>> Start AVAILABLE DATA

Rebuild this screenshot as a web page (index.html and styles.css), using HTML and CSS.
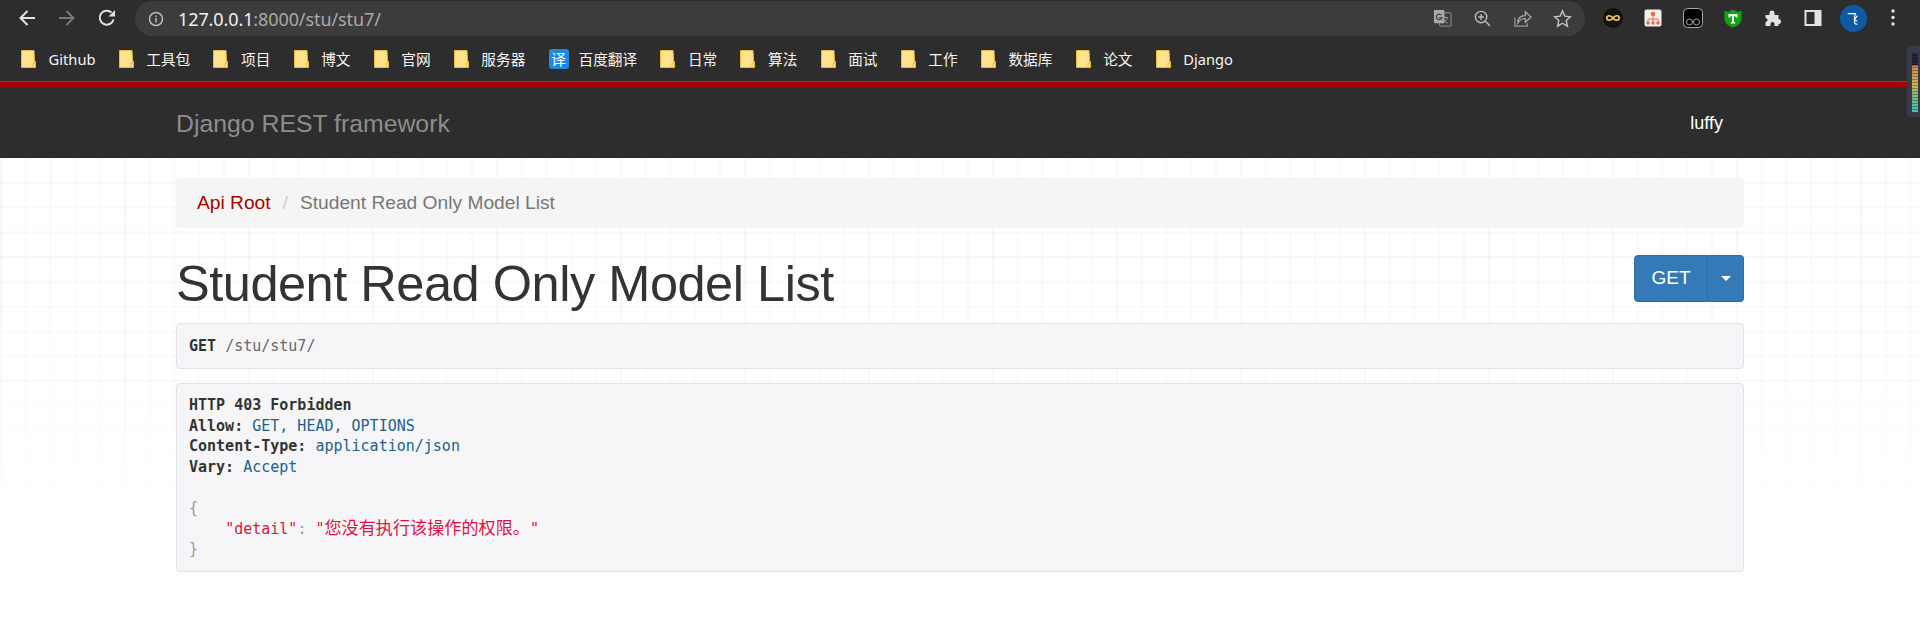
FILE: index.html
```html
<!DOCTYPE html>
<html lang="en">
<head>
<meta charset="utf-8">
<title>Student Read Only Model List</title>
<link rel="stylesheet" href="styles.css">
</head>
<body>
<svg class="defs" aria-hidden="true"><symbol id="folder" viewBox="0 0 15 18"><path d="M.5.500h12.500l.6 11h.9v6H.5z" fill="#ffe38a" stroke="#e8b93f"/><path d="M12 17v-4h2.500" fill="none" stroke="#e8b93f"/></symbol></svg>
<header class="chrome">
  <div class="toolbar">
    <div class="nav-buttons">
      <svg class="nav-icon" viewBox="0 0 20 20"><path d="M18 10H4M10.500 3 3.500 10l7 7" fill="none" stroke="#e3e3e3" stroke-width="2"/></svg>
      <svg class="nav-icon" viewBox="0 0 20 20"><path d="M2 10h14M9.500 3l7 7-7 7" fill="none" stroke="#777" stroke-width="2"/></svg>
      <svg class="nav-icon" viewBox="0 0 20 20"><path d="M16.500 11.500A7 7 0 1 1 14.500 4.500" fill="none" stroke="#e3e3e3" stroke-width="2"/><path d="M18 2v6.500h-6.500z" fill="#e3e3e3"/></svg>
    </div>
    <div class="omnibox">
      <svg class="info" viewBox="0 0 16 16"><circle cx="8" cy="8" r="6.500" fill="none" stroke="#bbb" stroke-width="1.500"/><path d="M8 7v4.500M8 4.500v1.500" stroke="#bbb" stroke-width="1.500"/></svg>
      <span class="url"><span class="host">127.0.0.1</span>:8000/stu/stu7/</span>
      <div class="omni-actions">
        <svg class="omni-icon" viewBox="0 0 20 20"><rect x="7" y="4" width="12" height="14" rx="1" fill="#3c3c3c" stroke="#999"/><path d="M10 9h6M13 8v1M15 9c-.5 3-2.500 5-5 6M11 11c1 2 2.500 3.500 5 4" fill="none" stroke="#999"/><rect x="1" y="1" width="11" height="14" rx="1" fill="#aaa"/><path d="M9 6.500A3 3 0 1 0 9.500 9H6.500" fill="none" stroke="#444" stroke-width="1.300"/></svg>
        <svg class="omni-icon" viewBox="0 0 20 20"><circle cx="8.500" cy="8.500" r="6" fill="none" stroke="#bbb" stroke-width="1.500"/><path d="M13 13l5 5M8.500 5.500v6M5.500 8.500h6" stroke="#bbb" stroke-width="1.500"/></svg>
        <svg class="omni-icon" viewBox="0 0 20 20"><path d="M2 9v9h13v-3" fill="none" stroke="#999" stroke-width="1.300"/><path d="M5 15c0-5 3-8 8-8V3l6 5.500-6 5.500v-4c-4 0-6 1.500-8 5z" fill="none" stroke="#aaa" stroke-width="1.300"/></svg>
        <svg class="omni-icon" viewBox="0 0 20 20"><path d="m10 2 2.400 5.500 6 .600-4.500 4 1.300 6L10 15l-5.200 3.100 1.300-6-4.500-4 6-.600z" fill="none" stroke="#c4c4c4" stroke-width="1.500"/></svg>
      </div>
    </div>
    <div class="extensions">
      <svg class="ext" viewBox="0 0 20 20"><circle cx="10" cy="10" r="10" fill="#15120c"/><path d="M10 10C8 7 4 7 3.800 10S8 13 10 10s6.200-3 6.200 0-4.200 3-6.200 0z" fill="none" stroke="#f0cf72" stroke-width="1.600"/></svg>
      <svg class="ext" viewBox="0 0 20 20"><rect x="1.500" y="1.500" width="17" height="17" rx="2" fill="#f3f0ec"/><circle cx="10" cy="6" r="2.300" fill="#f06a4a"/><path d="M10 8v3M5 14v-3h10v3M10 11v3" fill="none" stroke="#f06a4a"/><circle cx="5" cy="15" r="1.800" fill="#f06a4a"/><circle cx="10" cy="15" r="1.800" fill="#f06a4a"/><circle cx="15" cy="15" r="1.800" fill="#f06a4a"/></svg>
      <svg class="ext" viewBox="0 0 20 20"><rect x=".5" y=".5" width="19" height="19" rx="4" fill="#000" stroke="#aaa"/><circle cx="6.500" cy="14" r="3" fill="none" stroke="#aaa"/><circle cx="13.500" cy="14" r="3" fill="none" stroke="#aaa"/></svg>
      <svg class="ext" viewBox="0 0 20 20"><path d="M1.500 2.500 5 4l5-2.500L15 4l3.500-1.500V11c0 4-4 7-8.500 8.500C5.500 18 1.500 15 1.500 11z" fill="#0fa50f"/><path d="M5.500 6h9v3.500h-1.500L12 8h-1v6h1.200v1.500H7.800V14H9V8H8L7 9.500H5.500z" fill="#fff"/></svg>
      <svg class="ext" viewBox="0 0 20 20"><path d="M1 8h4V6a2.500 2.500 0 0 1 5 0v2h4v4a2.500 2.500 0 0 1 0 5v2H10v-2a2 2 0 0 0-4 0v2H1v-4a2 2 0 0 0 0-4z" transform="translate(1.500 -1)" fill="#e3e3e3"/></svg>
      <svg class="ext" viewBox="0 0 20 20"><rect x="1.500" y="2" width="17" height="16" fill="#e3e3e3"/><rect x="3.500" y="4" width="8" height="12" fill="#2d2d2d"/></svg>
      <div class="avatar"><svg viewBox="0 0 28 28"><path d="M8 9h8l-1 3M15 12v5c0 2 1 3 3 3M18 11l-3 4 3 2" fill="none" stroke="#fff" stroke-width="1.200"/></svg></div>
      <svg class="kebab" viewBox="0 0 6 20"><circle cx="3" cy="3" r="1.700" fill="#e3e3e3"/><circle cx="3" cy="9.500" r="1.700" fill="#e3e3e3"/><circle cx="3" cy="16" r="1.700" fill="#e3e3e3"/></svg>
    </div>
  </div>
  <nav class="bookmarks">
    <a class="bookmark"><svg class="folder"><use href="#folder"/></svg>Github</a>
    <a class="bookmark"><svg class="folder"><use href="#folder"/></svg>工具包</a>
    <a class="bookmark"><svg class="folder"><use href="#folder"/></svg>项目</a>
    <a class="bookmark"><svg class="folder"><use href="#folder"/></svg>博文</a>
    <a class="bookmark"><svg class="folder"><use href="#folder"/></svg>官网</a>
    <a class="bookmark"><svg class="folder"><use href="#folder"/></svg>服务器</a>
    <a class="bookmark"><span class="translate-icon">译</span>百度翻译</a>
    <a class="bookmark"><svg class="folder"><use href="#folder"/></svg>日常</a>
    <a class="bookmark"><svg class="folder"><use href="#folder"/></svg>算法</a>
    <a class="bookmark"><svg class="folder"><use href="#folder"/></svg>面试</a>
    <a class="bookmark"><svg class="folder"><use href="#folder"/></svg>工作</a>
    <a class="bookmark"><svg class="folder"><use href="#folder"/></svg>数据库</a>
    <a class="bookmark"><svg class="folder"><use href="#folder"/></svg>论文</a>
    <a class="bookmark"><svg class="folder"><use href="#folder"/></svg>Django</a>
  </nav>
</header>
<div class="site-nav">
  <div class="container nav-inner">
    <a class="brand">Django REST framework</a>
    <a class="user">luffy</a>
  </div>
  <div class="scroll-widget"><div class="meter"></div></div>
</div>
<main class="page">
  <div class="container">
    <ol class="breadcrumb">
      <li class="crumb-link">Api Root</li>
      <li class="crumb-sep">/</li>
      <li class="crumb-active">Student Read Only Model List</li>
    </ol>
    <div class="title-row">
      <h1>Student Read Only Model List</h1>
      <div class="btn-group">
        <span class="btn-main">GET</span>
        <span class="btn-caret"><i class="caret"></i></span>
      </div>
    </div>
    <pre class="request"><b>GET</b> <span class="path">/stu/stu7/</span></pre>
    <pre class="response"><b>HTTP 403 Forbidden</b>
<b>Allow:</b> <span class="val">GET, HEAD, OPTIONS</span>
<b>Content-Type:</b> <span class="val">application/json</span>
<b>Vary:</b> <span class="val">Accept</span>

<span class="pun">{</span>
    <span class="str">"detail"</span><span class="pun">:</span> <span class="str">"<span class="cjk">您没有执行该操作的权限。</span>"</span>
<span class="pun">}</span></pre>
  </div>
</main>
</body>
</html>
```
FILE: styles.css
```css
* { box-sizing: border-box; }
html, body { margin: 0; height: 632px; overflow: hidden; background: #fff; }
body { font-family: "Liberation Sans", "Noto Sans CJK SC", sans-serif; color: #333; }
.defs { display: none; }

.chrome { background: #2d2d2d; height: 81px; }
.toolbar { height: 36px; display: flex; align-items: center; padding: 0 0 0 17px; }
.nav-buttons { display: flex; gap: 20px; width: 118px; }
.nav-icon { width: 20px; height: 20px; }
.omnibox { width: 1450px; height: 35px; margin-top: 1px; background: #3c3c3c; border-radius: 18px; display: flex; align-items: center; padding: 0 13px 0 13px; }
.info { width: 16px; height: 16px; margin-right: 14px; }
.url { font-family: "Noto Sans", sans-serif; font-size: 18px; color: #a9a9a9; letter-spacing: -.1px; }
.host { color: #f0f0f0; }
.omni-actions { margin-left: auto; display: flex; gap: 21px; align-items: center; }
.omni-icon { width: 19px; height: 19px; display: block; }
.extensions { display: flex; align-items: center; padding-left: 18px; }
.ext { width: 20px; height: 20px; margin-right: 20px; flex: none; }
.avatar { width: 27px; height: 27px; border-radius: 50%; background: #0f5aa3; margin-left: -3.500px; margin-right: 23.500px; }
.avatar svg { display: block; width: 27px; height: 27px; }
.kebab { width: 6px; height: 20px; }

.bookmarks { height: 45px; display: flex; align-items: center; padding-left: 21px; font-family: "Noto Sans", "Noto Sans CJK SC", sans-serif; font-size: 14.670px; color: #f4f4f4; }
.bookmark { display: flex; align-items: center; margin-right: 23.200px; white-space: nowrap; }
.folder { width: 15px; height: 18px; margin-right: 12.600px; flex: none; }
.translate-icon { width: 20px; height: 20px; border-radius: 3px; background: #1e88e5; color: #fff; font-size: 15px; display: flex; align-items: center; justify-content: center; margin-right: 10px; }

.site-nav { background: #2d2d2d; height: 77px; border-top: 1px solid #6b5050; position: relative; }
.site-nav::before { content: ""; display: block; height: 6px; background: #a30000; }
.container { width: 1568px; margin: 0 auto; }
.nav-inner { display: flex; justify-content: space-between; align-items: center; height: 71px; padding-right: 21px; }
.brand { font-size: 24.800px; color: #8d8d8d; }
.user { font-size: 18px; color: #fff; }
.scroll-widget { position: absolute; right: 0; top: -36px; width: 13px; height: 71px; background: #343a4a; border-radius: 3px 0 0 3px; padding: 7px 2px 5px 5px; }
.meter { width: 6px; height: 100%; background: repeating-linear-gradient(to bottom, rgba(0,0,0,0) 0 2px, rgba(0,0,0,.3) 2px 3px), linear-gradient(to bottom, #23242c 0 20%, #c78a50 22%, #c8b94e 55%, #6fb88a 80%, #3fc4b0 100%); }

.page {
  height: 474px;
  padding-top: 20px;
  background-color: #fff;
  background-image:
    linear-gradient(to bottom, rgba(255,255,255,0) 0, rgba(255,255,255,.3) 200px, rgba(255,255,255,.7) 320px, #fff 346px),
    linear-gradient(to right, rgba(0,0,0,.012) 2px, transparent 2px),
    linear-gradient(to bottom, rgba(0,0,0,.012) 2px, transparent 2px),
    linear-gradient(to right, rgba(0,0,0,.022) 2px, transparent 2px),
    linear-gradient(to bottom, rgba(0,0,0,.022) 2px, transparent 2px);
  background-size: 100% 100%, 124px 124px, 124px 124px, 24.800px 24.800px, 24.800px 24.800px;
  background-position: 0 0, 0 -26px, 0 -26px, 0 -1px, 0 -1px;
  background-repeat: no-repeat, repeat, repeat, repeat, repeat;
}

.breadcrumb { list-style: none; margin: 0; height: 50px; background: #f5f5f5; border-radius: 4px; padding: 0 21px; display: flex; align-items: center; font-size: 19.200px; }
.crumb-link { color: #a30000; }
.crumb-sep { color: #ccc; margin: 0 12px; }
.crumb-active { color: #777; }

.title-row { display: flex; justify-content: space-between; align-items: center; height: 68px; margin-top: 17px; }
h1 { font-size: 50.500px; font-weight: 400; margin: 9px 0 0; color: #333; line-height: 1.100; letter-spacing: -.470px; }
.btn-group { display: flex; height: 47px; margin-top: -2px; color: #fff; font-size: 19px; }
.btn-main { width: 74px; background: #337ab7; border: 1px solid #2e6da4; border-radius: 4px 0 0 4px; display: flex; align-items: center; justify-content: center; }
.btn-caret { width: 36px; background: #337ab7; border: 1px solid #2e6da4; border-left: 0; border-radius: 0 4px 4px 0; display: flex; align-items: center; justify-content: center; }
.caret { width: 0; height: 0; border-top: 5px solid #fff; border-left: 5px solid transparent; border-right: 5px solid transparent; }

pre { margin: 0; font-family: "DejaVu Sans Mono", "Noto Sans CJK SC", monospace; font-size: 15px; line-height: 20.600px; background: #f6f6f9; border: 1px solid #e2e2ea; border-radius: 4px; color: #333; padding: 12px; }
.request { height: 46px; margin-top: 10px; }
.response { height: 189px; margin-top: 14px; padding-top: 11px; }
pre b { font-weight: 700; }
.path { color: #666; }
.val { color: #1f5f8b; }
.pun { color: #999; }
.str { color: #dd1144; }
.cjk { font-size: 17.140px; line-height: 1; }
```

>> End AVAILABLE DATA

- PROBLEM
Read the data above and pull out each line that holds the string "styles".

- TASK SOLUTION
Rebuild this screenshot as a web page (index.html and styles.css), using HTML and CSS.
<link rel="stylesheet" href="styles.css">
FILE: styles.css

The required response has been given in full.